Seni Sebagai Media Komunikasi
Hari berikutnya, Senin (2/4) ARENA kembali berkunjung. Kursi-kursi yang tertata rapi di depan panggung diisi oleh wali murid dan tamu. Sedangkan siswa autis itu terlihat mondar-mandir dan kadang-kadang berteriak tanpa pelafalan kata yang jelas.
Beberapa kali master of ceremony (MC) menjelaskan kepada tamu bahwa hal itu harus dimaklumi dan dipahami sebagai bentuk komunikasi. Bahkan, di sela-sela acara, salah satu siswa autis memecahkan properti pameran fotografi yang ternyata adalah hasil karya dari siswa autis sendiri.
Di sekeliling panggung dan kursi peserta, karya anak-anak autis dipamerkan: fotografi, kaos yang digambar dengan cat pewarna, batik, beragam seni kriya dan sebagainya. Kebanyakan orang autis memang memiliki bakat seni. Di sisi lain, seni juga menjadi salah satu media komunikasi untuk memahami orang autis.
“Maka dari itu, di sekolah ini kita menekankan pada pengembangan bidang seni,” lanjut Ambarsih.

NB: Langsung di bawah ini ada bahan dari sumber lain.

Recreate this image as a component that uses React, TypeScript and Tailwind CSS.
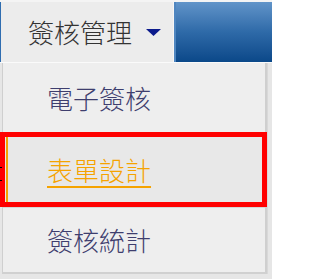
import React from "react";

const font = { fontFamily: '"Noto Sans CJK TC", "Noto Sans CJK SC", sans-serif' };

export default function App() {
  return (
    <div className="w-[272px] h-[279px] overflow-hidden bg-[#e6e6e6]" style={font}>
      {/* top bar */}
      <div className="border-t-2 border-[#f4f4f4] flex h-[62px]">
        <div className="w-px bg-[#2f6db0]" />
        <div className="w-[173px] bg-[#ececec] flex items-center pl-[27px] gap-[14px] border-r border-[#f6f6f6]">
          <span className="text-[26px] leading-none font-light text-[#333333]">簽核管理</span>
          <svg width="15" height="8" viewBox="0 0 15 8" className="mt-[2px]">
            <polygon points="0,0 15,0 7.5,7" fill="#0b1a8c" />
          </svg>
        </div>
        <div className="flex-1 bg-gradient-to-b from-[#6194c9] via-[#2e6aa8] to-[#0a4889] border-l-2 border-[#4f86c0]" />
      </div>
      <div className="h-px bg-[#fafafa]" />
      {/* dropdown */}
      <div className="flex">
        <div className="w-[2px]" />
        <div className="w-[265px] bg-[#eeeeee] border-l border-r-2 border-[#cfcfcf] border-b-2 border-b-[#d0d0d0]">
          <div className="h-[69px] flex items-center pl-[44px]">
            <span className="text-[26px] leading-none font-light text-[#3e3e6e]">電子簽核</span>
          </div>
          <div className="relative h-[75px] flex items-center pl-[44px] bg-[#e8e8e8]">
            <div className="absolute left-[3px] top-[5px] bottom-[5px] w-[2px] bg-[#f5a300]" />
            <span className="text-[26px] leading-none font-light text-[#f5a300] underline decoration-2 underline-offset-[5px]">表單設計</span>
            <div className="absolute -left-[3px] -right-[2px] top-0 bottom-0 border-[5px] border-[#ff0000]" />
            <div className="absolute -left-[3px] top-[35px] w-[2px] h-px bg-black" />
            <div className="absolute -left-[3px] top-[48px] w-[2px] h-px bg-black" />
          </div>
          <div className="h-[65px] flex items-center pl-[44px] border-t border-[#d6d6d6]">
            <span className="text-[26px] leading-none font-light text-[#3e3e6e]">簽核統計</span>
          </div>
        </div>
        <div className="flex-1 border-l border-[#d8d8d8]" />
      </div>
    </div>
  );
}
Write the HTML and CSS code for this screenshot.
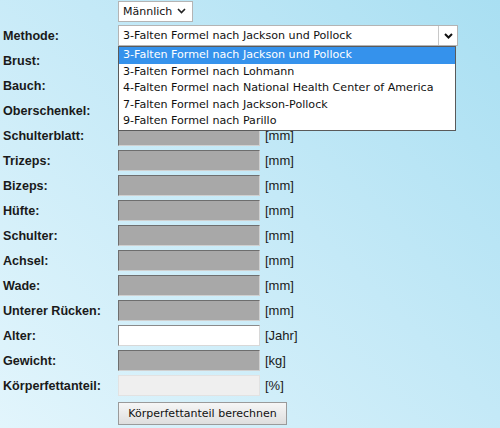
FILE: index.html
```html
<!DOCTYPE html>
<html lang="de">
<head>
<meta charset="utf-8">
<link rel="stylesheet" href="styles.css">
</head>
<body>
<form class="form">
  <div class="row first">
    <span class="label"></span>
    <div class="select small">Männlich<span class="chev"><svg width="9" height="6" viewBox="0 0 9 6"><path d="M1 1l3.5 3.5L8 1" fill="none" stroke="#222" stroke-width="1.6"/></svg></span></div>
  </div>
  <div class="row method">
    <span class="label">Methode:</span>
    <div class="select wide">3-Falten Formel nach Jackson und Pollock<span class="arrowbox"><svg width="9" height="6" viewBox="0 0 9 6"><path d="M1 1l3.5 3.5L8 1" fill="none" stroke="#111" stroke-width="2"/></svg></span></div>
    <ul class="dropdown">
      <li class="active">3-Falten Formel nach Jackson und Pollock</li>
      <li>3-Falten Formel nach Lohmann</li>
      <li>4-Falten Formel nach National Health Center of America</li>
      <li>7-Falten Formel nach Jackson-Pollock</li>
      <li>9-Falten Formel nach Parillo</li>
    </ul>
  </div>
  <div class="row covered"><span class="label">Brust:</span><span class="input gray"></span><span class="unit">[mm]</span></div>
  <div class="row covered"><span class="label">Bauch:</span><span class="input gray"></span><span class="unit">[mm]</span></div>
  <div class="row covered"><span class="label">Oberschenkel:</span><span class="input gray"></span><span class="unit">[mm]</span></div>
  <div class="row"><span class="label">Schulterblatt:</span><span class="input gray"></span><span class="unit">[mm]</span></div>
  <div class="row"><span class="label">Trizeps:</span><span class="input gray"></span><span class="unit">[mm]</span></div>
  <div class="row"><span class="label">Bizeps:</span><span class="input gray"></span><span class="unit">[mm]</span></div>
  <div class="row"><span class="label">Hüfte:</span><span class="input gray"></span><span class="unit">[mm]</span></div>
  <div class="row"><span class="label">Schulter:</span><span class="input gray"></span><span class="unit">[mm]</span></div>
  <div class="row"><span class="label">Achsel:</span><span class="input gray"></span><span class="unit">[mm]</span></div>
  <div class="row"><span class="label">Wade:</span><span class="input gray"></span><span class="unit">[mm]</span></div>
  <div class="row"><span class="label">Unterer Rücken:</span><span class="input gray"></span><span class="unit">[mm]</span></div>
  <div class="row"><span class="label">Alter:</span><span class="input white"></span><span class="unit">[Jahr]</span></div>
  <div class="row"><span class="label">Gewicht:</span><span class="input gray"></span><span class="unit">[kg]</span></div>
  <div class="row"><span class="label">Körperfettanteil:</span><span class="input light"></span><span class="unit">[%]</span></div>
  <div class="row"><span class="label"></span><span class="button">Körperfettanteil berechnen</span></div>
</form>
</body>
</html>
```
FILE: styles.css
```css
html, body {
  margin: 0;
  padding: 0;
  height: 100%;
}
body {
  background: linear-gradient(225deg, #a9dff2 0%, #c4e9f7 45%, #e2f5fc 100%);
  font-family: "Liberation Sans", Arial, sans-serif;
  font-size: 13px;
  color: #111;
  overflow: hidden;
}
.form {
  display: flex;
  flex-direction: column;
  padding: 0 0 0 3px;
}
.row {
  position: relative;
  display: flex;
  align-items: center;
  height: 25px;
}
.row.first {
  height: 23px;
}
.row.covered .unit {
  visibility: hidden;
}
.label {
  width: 115px;
  flex: none;
  font-weight: bold;
  font-size: 12.6px;
  color: #1a1a1a;
}
.select {
  position: relative;
  box-sizing: border-box;
  height: 21px;
  background: #fff;
  border: 1px solid #b4b4b4;
  font-family: "DejaVu Sans", Tahoma, sans-serif;
  font-size: 11px;
  line-height: 19px;
  padding-left: 4px;
  color: #111;
}
.select.small {
  width: 75px;
}
.chev {
  position: absolute;
  right: 6px;
  top: 6px;
  line-height: 0;
}
.select.wide {
  width: 340px;
  font-size: 11.1px;
}
.arrowbox {
  position: absolute;
  right: 0;
  top: 0;
  width: 18px;
  height: 19px;
  border-left: 1px solid #c8c8c8;
  display: flex;
  align-items: center;
  justify-content: center;
}
.dropdown {
  position: absolute;
  left: 115px;
  top: 23px;
  width: 338px;
  margin: 0;
  padding: 0;
  list-style: none;
  background: #fff;
  border: 1px solid #5a5a5a;
  box-sizing: border-box;
  font-family: "DejaVu Sans", Tahoma, sans-serif;
  font-size: 11.1px;
  z-index: 2;
}
.dropdown li {
  height: 16.5px;
  line-height: 16px;
  padding-left: 4px;
  color: #111;
}
.dropdown li.active {
  background: #3592ec;
  color: #fff;
}
.input {
  box-sizing: border-box;
  width: 142px;
  height: 21px;
  border: 1px solid;
}
.input.gray {
  background: #a8a8a8;
  border-color: #6e6e6e #d0d0d0 #d0d0d0 #6e6e6e;
}
.input.white {
  background: #fff;
  border-color: #8a8a8a #d8d8d8 #d8d8d8 #8a8a8a;
}
.input.light {
  background: #efefef;
  border-color: #e2e2e2;
}
.unit {
  margin-left: 5px;
  color: #1a1a1a;
}
.button {
  box-sizing: border-box;
  margin-top: 5px;
  width: 169px;
  height: 23px;
  border: 1px solid #9a9a9a;
  background: linear-gradient(#f6f6f6, #dedede);
  font-family: "DejaVu Sans", Tahoma, sans-serif;
  font-size: 11px;
  line-height: 21px;
  text-align: center;
  color: #111;
}
```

Osha, anak autis yang ARENA jumpai pada hari sebelumnya juga memiliki bakat musik. Kami sempat menyaksikan secara langsung bagaiamana jemarinya lincah dan sudah terampil memainkan tuts piano. Menurut kesaksian Wawan, Osha memang anak yang sangat cerdas. Tidak hanya ahli dalam bermain piano, dia juga ahli dalam mengutak-atik alat elektronik, dan pernah menjuarai lomba renang. Bahkan, menurut sang ibu, Herni, anaknya juga ahli dalam desain grafis digital.
Cara berkomunikasi Osha hampir sama dengan anak-anak pada umumnya. Menurut Herni, hal itu dikarenakan ia sering mengajak Osha berinteraksi dengan teman-teman di komunitas, warga desa dan sebagainya. Bahkan, Osha pernah masuk sekolah umum. Namun, perhatian pengembangannya hanya pada wilayah akademik, sementara pengembangan minat dan bakatnya tidak semasif di sekolah autis.
Kus Tri Haryati, salah satu guru di Bina Anggita menuturkan, metode pendidikan anak autis sebenarnya sudah pernah dirumuskan dalam Kurikulum 2013. Namun, hal tersebut tidak bisa diterapkan sehingga metode pembelajaran khusus anak autis terus dikembangkan sesuai dengan kebutuhan.
“Karena anak autis itu tidak bisa distandarisasi dan disamakan dengan anak autis lainnya,” jelas Tri.